▸ Aim: Set down all of the entries word for word, omitting the images they contain.

▸ Records shown:
##############################
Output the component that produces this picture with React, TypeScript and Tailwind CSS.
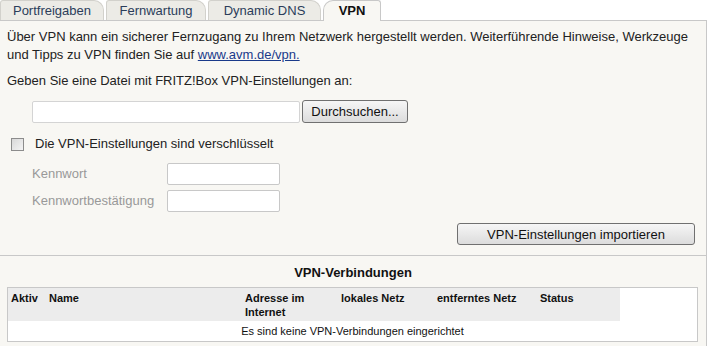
const tabs = [
  { label: 'Portfreigaben', w: 'w-[104px]' },
  { label: 'Fernwartung', w: 'w-[100px]' },
  { label: 'Dynamic DNS', w: 'w-[113px]' },
];

const columns = [
  { label: 'Aktiv', w: 'w-[38px]' },
  { label: 'Name', w: 'w-[196px]' },
  { label: 'Adresse im Internet', w: 'w-[96px]' },
  { label: 'lokales Netz', w: 'w-[96px]' },
  { label: 'entferntes Netz', w: 'w-[103px]' },
  { label: 'Status', w: 'w-[83px]' },
];

function Button({ children, className }: { children: React.ReactNode; className: string }) {
  return (
    <button
      className={`h-[22px] rounded-[3px] border border-[#707070] bg-gradient-to-b from-[#f6f6f6] to-[#dcdcdc] text-[13px] text-[#111] leading-none ${className}`}
    >
      {children}
    </button>
  );
}

export default function App() {
  return (
    <div className="w-[713px] h-[346px] overflow-hidden bg-white font-['Liberation_Sans',Arial,sans-serif] text-[13px] text-[#222]">
      <div className="flex h-[20px] items-end gap-[2px]">
        {tabs.map((t) => (
          <div
            key={t.label}
            className={`${t.w} h-[20px] flex items-center justify-center rounded-tl-[3px] rounded-tr-[10px] border border-b-0 border-[#d2d1cc] bg-[#ecebe6] text-[#2b3d5a]`}
          >
            {t.label}
          </div>
        ))}
        <div className="w-[58px] h-[21px] -mb-px flex items-center justify-center rounded-tl-[10px] rounded-tr-[3px] border border-b-0 border-[#c8c8c8] bg-[#f8f7f3] font-bold text-[#111] relative z-10">
          VPN
        </div>
      </div>

      <div className="w-[707px] h-[326px] border-t border-r border-[#c8c8c8] bg-[#f8f7f3]">
        <div className="px-[7px] pt-[7px]">
          <p className="leading-[18px]">
            Über VPN kann ein sicherer Fernzugang zu Ihrem Netzwerk hergestellt werden. Weiterführende Hinweise, Werkzeuge
            und Tipps zu VPN finden Sie auf <a className="text-[#1a3a8a] underline">www.avm.de/vpn.</a>
          </p>
          <p className="mt-[8px] leading-[18px]">Geben Sie eine Datei mit FRITZ!Box VPN-Einstellungen an:</p>

          <div className="mt-[10px] ml-[25px] flex items-center gap-[2px]">
            <div className="w-[268px] h-[22px] rounded-[2px] border border-[#d4d4d4] bg-white" />
            <Button className="w-[106px] h-[23px]">Durchsuchen...</Button>
          </div>

          <div className="mt-[12px] ml-[4px] flex items-center gap-[11px] h-[18px]">
            <div className="w-[13px] h-[13px] border border-[#8c8c8c] bg-gradient-to-br from-[#d8d8d8] to-[#f4f4f4]" />
            <span>Die VPN-Einstellungen sind verschlüsselt</span>
          </div>

          <div className="mt-[10px] ml-[25px] flex flex-col gap-[5px] text-[#999]">
            <div className="flex items-center">
              <span className="w-[135px]">Kennwort</span>
              <div className="w-[113px] h-[22px] rounded-[2px] border border-[#c8c8c8] bg-white" />
            </div>
            <div className="flex items-center">
              <span className="w-[135px]">Kennwortbestätigung</span>
              <div className="w-[113px] h-[22px] rounded-[2px] border border-[#c8c8c8] bg-white" />
            </div>
          </div>

          <div className="mt-[11px] flex justify-end pr-[4px]">
            <Button className="w-[238px]">VPN-Einstellungen importieren</Button>
          </div>
        </div>

        <div className="mt-[10px] border-t border-[#c8c8c8]" />

        <h3 className="mt-[9px] text-center font-bold leading-[16px] text-[#111]">VPN-Verbindungen</h3>

        <div className="mx-[7px] mt-[6px] w-[691px] border border-[#c8c8c8] bg-white text-[11px]">
          <div className="flex">
            <div className="flex h-[33px] bg-[#ececec]">
              {columns.map((c) => (
                <div key={c.label} className={`${c.w} px-[3px] pt-[3px] font-bold leading-[14px] text-[#111]`}>
                  {c.label}
                </div>
              ))}
            </div>
          </div>
          <div className="h-[20px] flex items-center justify-center text-[#111]">
            Es sind keine VPN-Verbindungen eingerichtet
          </div>
        </div>
      </div>
    </div>
  );
}
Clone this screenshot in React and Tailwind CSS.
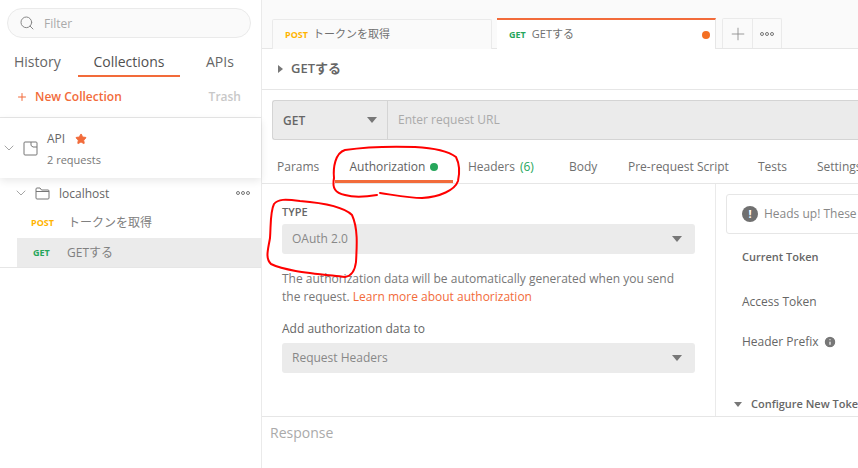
##############################
▸ Answer to the exercise:
Output the component that produces this picture with React, TypeScript and Tailwind CSS.
const tabs = [
  { label: 'Portfreigaben', w: 'w-[104px]' },
  { label: 'Fernwartung', w: 'w-[100px]' },
  { label: 'Dynamic DNS', w: 'w-[113px]' },
];

const columns = [
  { label: 'Aktiv', w: 'w-[38px]' },
  { label: 'Name', w: 'w-[196px]' },
  { label: 'Adresse im Internet', w: 'w-[96px]' },
  { label: 'lokales Netz', w: 'w-[96px]' },
  { label: 'entferntes Netz', w: 'w-[103px]' },
  { label: 'Status', w: 'w-[83px]' },
];

function Button({ children, className }: { children: React.ReactNode; className: string }) {
  return (
    <button
      className={`h-[22px] rounded-[3px] border border-[#707070] bg-gradient-to-b from-[#f6f6f6] to-[#dcdcdc] text-[13px] text-[#111] leading-none ${className}`}
    >
      {children}
    </button>
  );
}

export default function App() {
  return (
    <div className="w-[713px] h-[346px] overflow-hidden bg-white font-['Liberation_Sans',Arial,sans-serif] text-[13px] text-[#222]">
      <div className="flex h-[20px] items-end gap-[2px]">
        {tabs.map((t) => (
          <div
            key={t.label}
            className={`${t.w} h-[20px] flex items-center justify-center rounded-tl-[3px] rounded-tr-[10px] border border-b-0 border-[#d2d1cc] bg-[#ecebe6] text-[#2b3d5a]`}
          >
            {t.label}
          </div>
        ))}
        <div className="w-[58px] h-[21px] -mb-px flex items-center justify-center rounded-tl-[10px] rounded-tr-[3px] border border-b-0 border-[#c8c8c8] bg-[#f8f7f3] font-bold text-[#111] relative z-10">
          VPN
        </div>
      </div>

      <div className="w-[707px] h-[326px] border-t border-r border-[#c8c8c8] bg-[#f8f7f3]">
        <div className="px-[7px] pt-[7px]">
          <p className="leading-[18px]">
            Über VPN kann ein sicherer Fernzugang zu Ihrem Netzwerk hergestellt werden. Weiterführende Hinweise, Werkzeuge
            und Tipps zu VPN finden Sie auf <a className="text-[#1a3a8a] underline">www.avm.de/vpn.</a>
          </p>
          <p className="mt-[8px] leading-[18px]">Geben Sie eine Datei mit FRITZ!Box VPN-Einstellungen an:</p>

          <div className="mt-[10px] ml-[25px] flex items-center gap-[2px]">
            <div className="w-[268px] h-[22px] rounded-[2px] border border-[#d4d4d4] bg-white" />
            <Button className="w-[106px] h-[23px]">Durchsuchen...</Button>
          </div>

          <div className="mt-[12px] ml-[4px] flex items-center gap-[11px] h-[18px]">
            <div className="w-[13px] h-[13px] border border-[#8c8c8c] bg-gradient-to-br from-[#d8d8d8] to-[#f4f4f4]" />
            <span>Die VPN-Einstellungen sind verschlüsselt</span>
          </div>

          <div className="mt-[10px] ml-[25px] flex flex-col gap-[5px] text-[#999]">
            <div className="flex items-center">
              <span className="w-[135px]">Kennwort</span>
              <div className="w-[113px] h-[22px] rounded-[2px] border border-[#c8c8c8] bg-white" />
            </div>
            <div className="flex items-center">
              <span className="w-[135px]">Kennwortbestätigung</span>
              <div className="w-[113px] h-[22px] rounded-[2px] border border-[#c8c8c8] bg-white" />
            </div>
          </div>

          <div className="mt-[11px] flex justify-end pr-[4px]">
            <Button className="w-[238px]">VPN-Einstellungen importieren</Button>
          </div>
        </div>

        <div className="mt-[10px] border-t border-[#c8c8c8]" />

        <h3 className="mt-[9px] text-center font-bold leading-[16px] text-[#111]">VPN-Verbindungen</h3>

        <div className="mx-[7px] mt-[6px] w-[691px] border border-[#c8c8c8] bg-white text-[11px]">
          <div className="flex">
            <div className="flex h-[33px] bg-[#ececec]">
              {columns.map((c) => (
                <div key={c.label} className={`${c.w} px-[3px] pt-[3px] font-bold leading-[14px] text-[#111]`}>
                  {c.label}
                </div>
              ))}
            </div>
          </div>
          <div className="h-[20px] flex items-center justify-center text-[#111]">
            Es sind keine VPN-Verbindungen eingerichtet
          </div>
        </div>
      </div>
    </div>
  );
}
Clone this screenshot in React and Tailwind CSS.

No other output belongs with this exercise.